Tous deux ont participé au processus d’examen du respect des deux pactes depuis 2013. Le 13 mai 2022, le Comité de révision a adopté une troisième série d’observations finales et de recommandations (COR 3).

Si le CdR 3 est utile pour montrer qu’il reste du travail à faire pour mettre pleinement en œuvre les deux pactes à Taïwan, comme c’est le cas ailleurs, l’absence de toute référence à la liberté de religion ou de croyance est surprenante.

Plusieurs acteurs de la société civile présents à la conférence d’examen ont évoqué l’affaire Tai Ji Men comme un cas flagrant et persistant de violation des droits de l’homme qui a fait l’objet d’une abondante littérature scientifique.
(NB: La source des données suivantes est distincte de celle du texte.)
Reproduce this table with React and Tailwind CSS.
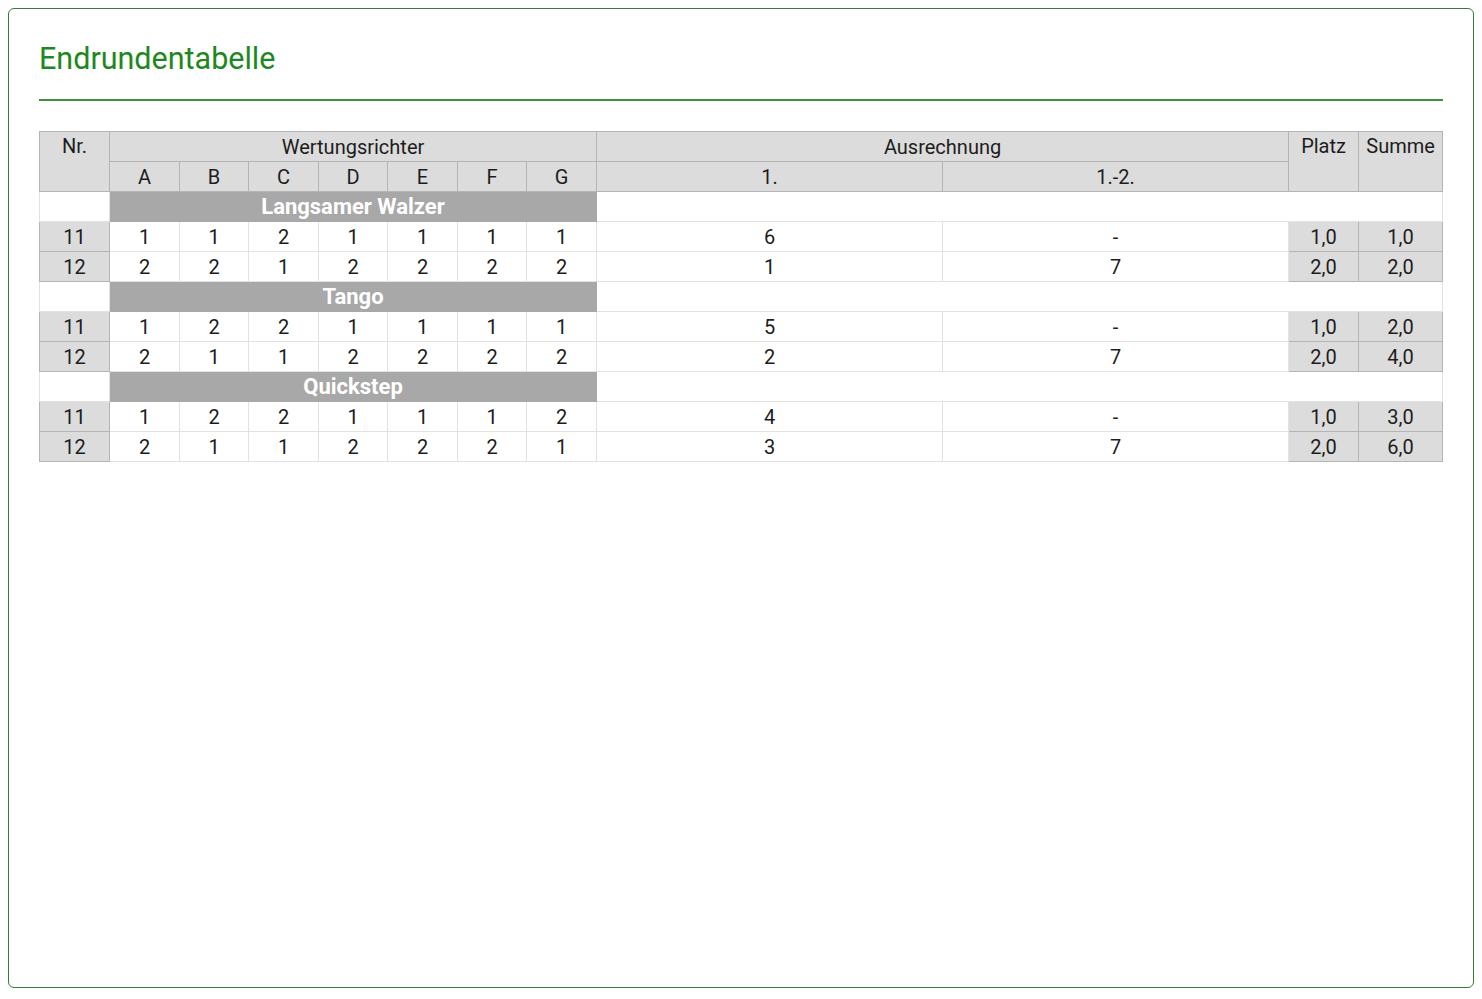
const dances = [
  {
    name: "Langsamer Walzer",
    rows: [
      { nr: "11", marks: ["1", "1", "2", "1", "1", "1", "1"], a1: "6", a2: "-", platz: "1,0", summe: "1,0" },
      { nr: "12", marks: ["2", "2", "1", "2", "2", "2", "2"], a1: "1", a2: "7", platz: "2,0", summe: "2,0" },
    ],
  },
  {
    name: "Tango",
    rows: [
      { nr: "11", marks: ["1", "2", "2", "1", "1", "1", "1"], a1: "5", a2: "-", platz: "1,0", summe: "2,0" },
      { nr: "12", marks: ["2", "1", "1", "2", "2", "2", "2"], a1: "2", a2: "7", platz: "2,0", summe: "4,0" },
    ],
  },
  {
    name: "Quickstep",
    rows: [
      { nr: "11", marks: ["1", "2", "2", "1", "1", "1", "2"], a1: "4", a2: "-", platz: "1,0", summe: "3,0" },
      { nr: "12", marks: ["2", "1", "1", "2", "2", "2", "1"], a1: "3", a2: "7", platz: "2,0", summe: "6,0" },
    ],
  },
];

const judges = ["A", "B", "C", "D", "E", "F", "G"];
const judgeWidths = ["w-[70px]", "w-[69px]", "w-[70px]", "w-[69px]", "w-[70px]", "w-[69px]", "w-[70px]"];

const head = "border border-[#b4b4b4] bg-[#dcdcdc] font-normal h-[30px] p-0 text-center";
const gray = "border border-[#b4b4b4] bg-[#dcdcdc] h-[30px] p-0 text-center";
const white = "border border-[#e2e2e2] bg-white h-[30px] p-0 text-center";

function App() {
  return (
    <div className="w-full h-screen bg-white" style={{ fontFamily: "Roboto, 'Liberation Sans', sans-serif" }}>
      <div className="m-2 h-[980px] border border-[#3a7a3a] rounded-md px-[30px] pt-8">
        <h1 className="text-[30.5px] leading-[36px] text-[#1e881e] font-normal">Endrundentabelle</h1>
        <div className="mt-[22px] h-[2px] bg-[#3f8f3f]" />

        <table className="mt-[30px] w-[1403px] table-fixed border-collapse text-[20px] leading-[28px] text-[#1c1c1c]">
          <colgroup>
            <col className="w-[70px]" />
            {judgeWidths.map((w, i) => (
              <col key={i} className={w} />
            ))}
            <col className="w-[346px]" />
            <col className="w-[346px]" />
            <col className="w-[70px]" />
            <col className="w-[84px]" />
          </colgroup>
          <thead>
            <tr>
              <th rowSpan={2} className={head + " align-top"}>Nr.</th>
              <th colSpan={7} className={head}>Wertungsrichter</th>
              <th colSpan={2} className={head}>Ausrechnung</th>
              <th rowSpan={2} className={head + " align-top"}>Platz</th>
              <th rowSpan={2} className={head + " align-top"}>Summe</th>
            </tr>
            <tr>
              {judges.map((j) => (
                <th key={j} className={head}>{j}</th>
              ))}
              <th className={head}>1.</th>
              <th className={head}>1.-2.</th>
            </tr>
          </thead>
          <tbody>
            {dances.map((d) => [
              <tr key={d.name}>
                <td className={white}></td>
                <td colSpan={7} className="border border-[#a8a8a8] bg-[#a8a8a8] h-[30px] p-0 text-center text-white font-bold text-[22px]">
                  {d.name}
                </td>
                <td colSpan={4} className={white}></td>
              </tr>,
              ...d.rows.map((r) => (
                <tr key={d.name + r.nr}>
                  <td className={gray}>{r.nr}</td>
                  {r.marks.map((m, i) => (
                    <td key={i} className={white}>{m}</td>
                  ))}
                  <td className={white}>{r.a1}</td>
                  <td className={white}>{r.a2}</td>
                  <td className={gray}>{r.platz}</td>
                  <td className={gray}>{r.summe}</td>
                </tr>
              )),
            ])}
          </tbody>
        </table>
      </div>
    </div>
  );
}

export default App;
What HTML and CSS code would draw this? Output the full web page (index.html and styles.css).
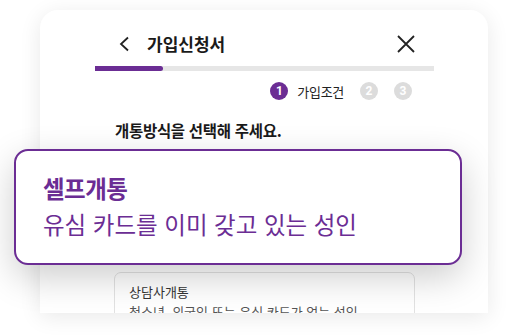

L’affaire Tai Ji Men montre malheureusement qu’à Taïwan (comme dans de nombreux autres pays), il existe un large fossé entre la signature d’un pacte et la volonté théorique d’y adhérer, d’une part, et la mise en œuvre effective de mesures sur le terrain, d’autre part.

Pour conclure, nous avons soumis le mois dernier une déclaration à la 52ème session du CDH pour présenter et soutenir la “Journée internationale contre la persécution judiciaire et fiscale par le pouvoir de l’État”.

En reconnaissance de la gravité de ce problème, l’Association des citoyens du monde, une ONG accréditée par l’ECOSOC, et l’Académie de Qigong Tai Ji Men ont proclamé le 19 décembre, date du début de l’affaire Tai Ji Men en 1996, “Journée internationale contre la persécution judiciaire et fiscale par le pouvoir d’État” et ont publié une “Déclaration de la Journée internationale contre la persécution judiciaire et fiscale par le pouvoir d’État”.

Le cas des Tai Ji Men est emblématique des méthodes utilisées par certains gouvernements pour restreindre la liberté de religion, de croyance ou de conscience. Ce n’est pas seulement le cas des Tai Ji Men que nous avons dénoncé à l’ONU, mais l’intolérance croissante à l’égard des minorités spirituelles et religieuses dont nous sommes les témoins quotidiens.

Il est grand temps que la communauté internationale et les autorités taïwanaises agissent sans plus attendre pour mettre fin à la persécution de ces personnes pacifiques qui œuvrent pour un monde meilleur, que sont les Tai Ji Men.